In Sunday morning services at the Slavic Christian Center where Kosiuga now attends, children sit next to their parents and sing a Russian version of “Jesus Loves Me.” A youth choir accompanied by an accordion player sings Russian songs. A teenage boy dressed in a white shirt and black tie, and a girl wearing a black skirt and white blouse with a challis scarf draped on her head sing a duet. About half of the congregation is under the age of 18. It’s not a crime to bring children to church here.
The new $3.5 million Slavic Christian Center, its green dome and gold-painted cross symbols of its new religious freedom, began with 15 people meeting in a Tacoma apartment in 1989. By 1992, Peter Sayenko, a pastor in Ukraine who drove a truck, became the leader of the little gathering of Russian immigrants. Under his leadership, the church steadily grew, progressing from tiny afternoon meetings in other churches to eventually packing a Salvation Army church that permitted weekly meetings.
Wanting his own church, Sayenko, a bold thinker, began looking for property to build.
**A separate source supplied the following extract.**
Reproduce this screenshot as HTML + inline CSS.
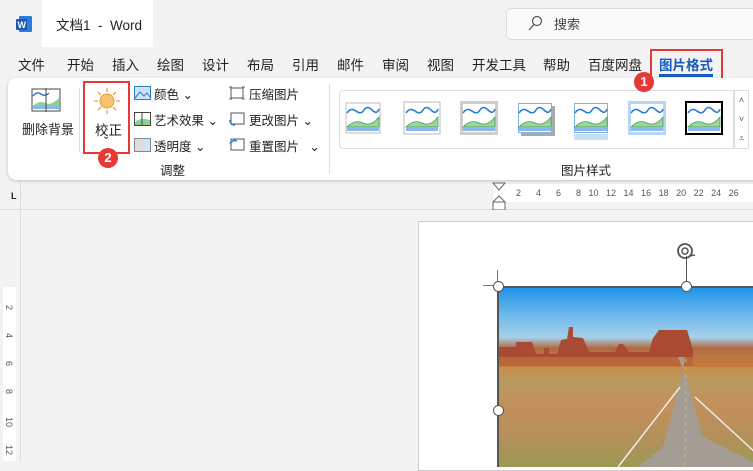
<!DOCTYPE html>
<html><head><meta charset="utf-8"><style>
*{margin:0;padding:0;box-sizing:border-box}
body{width:753px;height:461px;overflow:hidden;background:#f3f3f3;font-family:"Liberation Sans","Noto Sans CJK SC",sans-serif;font-size:13px;color:#222;position:relative}
.a{position:absolute;white-space:nowrap}
.tab{position:absolute;top:54px;font-size:13.5px}
.badge{position:absolute;width:20px;height:20px;border-radius:50%;background:#e53935;color:#fff;font-size:13px;font-weight:bold;text-align:center;line-height:20px}
.sm{font-size:12.5px}
</style></head><body>
<svg class="a" style="left:15px;top:15px" width="18" height="18"><rect x="4" y="1" width="13" height="16" rx="1" fill="#2b7cd3"/><rect x="1" y="4" width="11" height="11" rx="1" fill="#185abd"/><text x="2.5" y="13" font-size="9" fill="#fff" font-weight="bold" font-family="Liberation Sans">W</text></svg>
<div class="a" style="left:42px;top:0;width:111px;height:47px;background:#fff"></div>
<div class="a" style="left:56px;top:14px;font-size:13.5px">文档1 &nbsp;-&nbsp; Word</div>
<div class="a" style="left:506px;top:8px;width:250px;height:32px;background:#fafafa;border:1px solid #ddd;border-radius:5px"></div>
<svg class="a" style="left:527px;top:15px" width="16" height="16"><circle cx="10" cy="6" r="4.5" fill="none" stroke="#555" stroke-width="1.2"/><path d="M7 9.5 2 15" stroke="#555" stroke-width="1.3"/></svg>
<div class="a" style="left:554px;top:14px;color:#444">搜索</div>
<div class="tab" style="left:18px">文件</div><div class="tab" style="left:67px">开始</div><div class="tab" style="left:112px">插入</div><div class="tab" style="left:157px">绘图</div><div class="tab" style="left:202px">设计</div><div class="tab" style="left:247px">布局</div><div class="tab" style="left:292px">引用</div><div class="tab" style="left:337px">邮件</div><div class="tab" style="left:382px">审阅</div><div class="tab" style="left:427px">视图</div><div class="tab" style="left:472px">开发工具</div><div class="tab" style="left:543px">帮助</div><div class="tab" style="left:588px">百度网盘</div>
<div class="tab" style="left:659px;color:#185abd;font-weight:bold">图片格式</div>
<div class="a" style="left:659px;top:74px;width:54px;height:3px;background:#185abd"></div>
<div class="a" style="left:650px;top:49px;width:73px;height:31px;border:2.5px solid #e53935"></div>
<div class="a" style="left:8px;top:78px;width:760px;height:102px;background:#fff;border-radius:8px;box-shadow:0 1px 3px rgba(0,0,0,.2)"></div>
<svg class="a" style="left:31px;top:88px" width="30" height="24"><rect x="1" y="1" width="28" height="22" fill="#fff" stroke="#444"/><path d="M2 8q4-5 8-2t8-1" stroke="#2b7cd3" fill="none" stroke-width="1.5"/><path d="M2 18q6-6 12-3t14-5v8H2z" fill="#8ed18e"/><rect x="2" y="18" width="26" height="3" fill="#8ab8e8"/><line x1="15" y1="0" x2="15" y2="24" stroke="#444"/></svg>
<div class="a" style="left:22px;top:119px">删除背景</div>
<div class="a" style="left:79px;top:88px;width:1px;height:64px;background:#ddd"></div>
<svg class="a" style="left:92px;top:86px" width="30" height="30"><circle cx="15" cy="15" r="7" fill="#f8c471" stroke="#e59a3a"/><g stroke="#f0a030" stroke-width="1.3"><path d="M15 2v4M15 24v4M2 15h4M24 15h4M6 6l3 3M21 21l3 3M24 6l-3 3M6 24l3-3"/></g></svg>
<div class="a" style="left:95px;top:119px;font-size:13.5px">校正</div>
<div class="a" style="left:102px;top:131px;font-size:10px">⌄</div>
<div class="a" style="left:83px;top:81px;width:47px;height:73px;border:2.5px solid #e53935"></div>
<div class="badge" style="left:98px;top:148px">2</div>
<svg class="a" style="left:134px;top:86px" width="17" height="14"><rect x=".5" y=".5" width="16" height="13" fill="#cfe3f7" stroke="#2b7cd3"/><path d="M1 12l5-6 4 4 3-3 3 4" stroke="#2b7cd3" fill="none"/></svg>
<div class="a sm" style="left:154px;top:84px">颜色 ⌄</div>
<svg class="a" style="left:134px;top:112px" width="17" height="14"><rect x=".5" y=".5" width="16" height="13" fill="#fff" stroke="#444"/><path d="M1 10q5-5 15-2v5H1z" fill="#8ed18e"/><line x1="8" y1="0" x2="8" y2="14" stroke="#444"/></svg>
<div class="a sm" style="left:154px;top:110px">艺术效果 ⌄</div>
<svg class="a" style="left:134px;top:138px" width="17" height="14"><rect x=".5" y=".5" width="16" height="13" fill="#ddd" stroke="#888"/><rect x="9" y="1" width="7" height="12" fill="#cfe3f7"/></svg>
<div class="a sm" style="left:154px;top:136px">透明度 ⌄</div>
<svg class="a" style="left:229px;top:86px" width="16" height="14"><rect x="2" y="2" width="12" height="10" fill="none" stroke="#555"/><path d="M0 1h3M13 1h3M0 13h3M13 13h3" stroke="#2b7cd3"/></svg>
<div class="a sm" style="left:249px;top:84px">压缩图片</div>
<svg class="a" style="left:229px;top:112px" width="16" height="14"><rect x="2" y="1" width="13" height="11" fill="none" stroke="#555"/><path d="M1 8q0 5 5 5" stroke="#2b7cd3" fill="none" stroke-width="1.5"/></svg>
<div class="a sm" style="left:249px;top:110px">更改图片 ⌄</div>
<svg class="a" style="left:229px;top:138px" width="16" height="14"><rect x="2" y="1" width="13" height="11" fill="none" stroke="#555"/><path d="M1 6q3-5 7-3" stroke="#2b7cd3" fill="none" stroke-width="1.5"/></svg>
<div class="a sm" style="left:249px;top:136px">重置图片 &nbsp; ⌄</div>
<div class="a sm" style="left:160px;top:160px">调整</div>
<div class="a" style="left:329px;top:84px;width:1px;height:90px;background:#ddd"></div>
<div class="a" style="left:339px;top:90px;width:395px;height:59px;border:1px solid #ddd;border-radius:4px 0 0 4px"></div>
<div class="a" style="left:734px;top:90px;width:15px;height:59px;border:1px solid #ddd;font-size:9px;text-align:center;line-height:19px;color:#555">˄<br>˅<br>⩡</div>
<svg class="a" style="left:345px;top:100px" width="400" height="42">
<defs><g id="p"><rect width="32" height="28" fill="#fff"/><path d="M0 9q4-6 9-2t8-1 8 0 7-1" stroke="#2b7cd3" fill="none" stroke-width="1.6"/><path d="M0 23q8-8 16-4t16-6v10H0z" fill="#9fd49f" stroke="#3c9a4c" stroke-width=".7"/><rect y="23" width="32" height="4" fill="#8ab8e8"/></g></defs>
<g transform="translate(2,4)"><rect x="-1" y="-1" width="34" height="30" fill="none" stroke="#bbb"/><use href="#p"/></g>
<g transform="translate(61,4)"><rect x="-2" y="-2" width="36" height="32" fill="#fff" stroke="#bbb"/><use href="#p"/></g>
<g transform="translate(118,4)"><rect x="-3" y="-3" width="38" height="34" fill="#ccc"/><use href="#p"/></g>
<g transform="translate(174,4)"><rect x="2" y="2" width="34" height="30" fill="#aaa"/><rect x="-1" y="-1" width="34" height="30" fill="#7ab4e8"/><use href="#p"/></g>
<g transform="translate(230,4)"><rect x="-1" y="-1" width="34" height="30" fill="#7ab4e8"/><rect x="-1" y="30" width="34" height="6" fill="#c6e0f5"/><use href="#p"/></g>
<g transform="translate(286,4)"><rect x="-3" y="-3" width="38" height="34" fill="#b6d7f3"/><use href="#p"/></g>
<g transform="translate(343,4)"><rect x="-3" y="-3" width="38" height="34" fill="#000"/><rect x="-1" y="-1" width="34" height="30" fill="#fff"/><use href="#p"/></g>
</svg>
<div class="a sm" style="left:561px;top:160px">图片样式</div>
<div class="badge" style="left:634px;top:72px">1</div>
<div class="a" style="left:11px;top:191px;font-size:9px;font-weight:bold">L</div>
<div class="a" style="left:20px;top:180px;width:1px;height:281px;background:#ddd"></div>
<div class="a" style="left:0;top:209px;width:753px;height:1px;background:#ddd"></div>
<div class="a" style="left:494px;top:184px;width:260px;height:18px;background:#fff"></div>
<svg class="a" style="left:492px;top:182px" width="14" height="28"><path d="M1 1h12L7 8z" fill="#fff" stroke="#666"/><path d="M7 14 1 20v8h12v-8z" fill="#fff" stroke="#666"/><path d="M1 20h12" stroke="#666"/></svg>
<div class="a" style="left:516px;top:188px;font-size:9px;color:#555;word-spacing:5px">2 &nbsp;4 &nbsp;6 &nbsp;8 10 12 14 16 18 20 22 24 26</div>
<div class="a" style="left:3px;top:287px;width:13px;height:174px;background:#fff"></div>
<div class="a" style="left:4px;top:305px;font-size:9px;color:#555;writing-mode:vertical-rl;line-height:10px"><span style="display:inline-block;height:28px">2</span><span style="display:inline-block;height:28px">4</span><span style="display:inline-block;height:28px">6</span><span style="display:inline-block;height:28px">8</span><span style="display:inline-block;height:28px">10</span><span>12</span></div>
<div class="a" style="left:418px;top:221px;width:340px;height:250px;background:#fff;border:1px solid #ccc"></div>
<div class="a" style="left:498px;top:287px;width:260px;height:180px;overflow:hidden;background:linear-gradient(#1c92ea 0%,#6cb8ec 15%,#a6d0ea 28%,#b06a40 34%,#c88a4a 44%,#b89a60 52%,#c4905c 65%,#b3905a 85%,#9a9a55 100%)">
<svg width="260" height="180" style="position:absolute;left:0;top:0"><path d="M0 60h18v-5h16l4 12h8v-6h5v6h8l4-14 6-1 2-12h4v10l10 1 6 14h26l4-8h4l6 8h20l4-14 6-8h28l6 20v16H0z" fill="#a84a34"/><path d="M0 70h260v10H0z" fill="#c0723a" opacity=".7"/><path d="M187 70 184 90 165 160 140 180h125l-60-30-17-60-8-20z" fill="#a39d94"/><path d="M188 72l-1 108" stroke="#e0c020" stroke-dasharray="3 5"/><path d="M120 180l62-80M197 110l63 58" stroke="#eee" stroke-width="1.5"/></svg>
</div>
<div class="a" style="left:498px;top:286px;width:260px;height:2px;background:#555"></div>
<div class="a" style="left:497px;top:287px;width:2px;height:180px;background:#555"></div>
<div class="a" style="left:686px;top:256px;width:1px;height:31px;background:#555"></div>
<svg class="a" style="left:675px;top:240px" width="22" height="22"><circle cx="10" cy="11" r="7" fill="none" stroke="#555" stroke-width="1.8"/><circle cx="10" cy="11" r="3" fill="none" stroke="#555" stroke-width="1.5"/><path d="M14 16l6-1" stroke="#555" stroke-width="1.5"/></svg>
<div class="a" style="left:483px;top:285px;width:15px;height:1px;background:#777"></div>
<div class="a" style="left:497px;top:270px;width:1px;height:16px;background:#777"></div>
<div class="a" style="left:493px;top:281px;width:11px;height:11px;border-radius:50%;background:#fff;border:1.5px solid #555"></div>
<div class="a" style="left:681px;top:281px;width:11px;height:11px;border-radius:50%;background:#fff;border:1.5px solid #555"></div>
<div class="a" style="left:493px;top:405px;width:11px;height:11px;border-radius:50%;background:#fff;border:1.5px solid #555"></div>
</body></html>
A Christian contractor put him in contact with U.S. West, a telephone company that wanted to sell a 24,000 square-foot garage that had been empty for 15 years.
The asking price for the five acres of property and worn metal-sided building was $860,000. Sayenko shook his head no, saying, “We’ll pray.”
Sayenko’s counteroffer was $300,000. “They laughed so hard,” said Andrey Ivantsov, who came to Tacoma in 1990 and is an assistant pastor with Sayenko today. “But Peter didn’t laugh. He said, ‘No more.'”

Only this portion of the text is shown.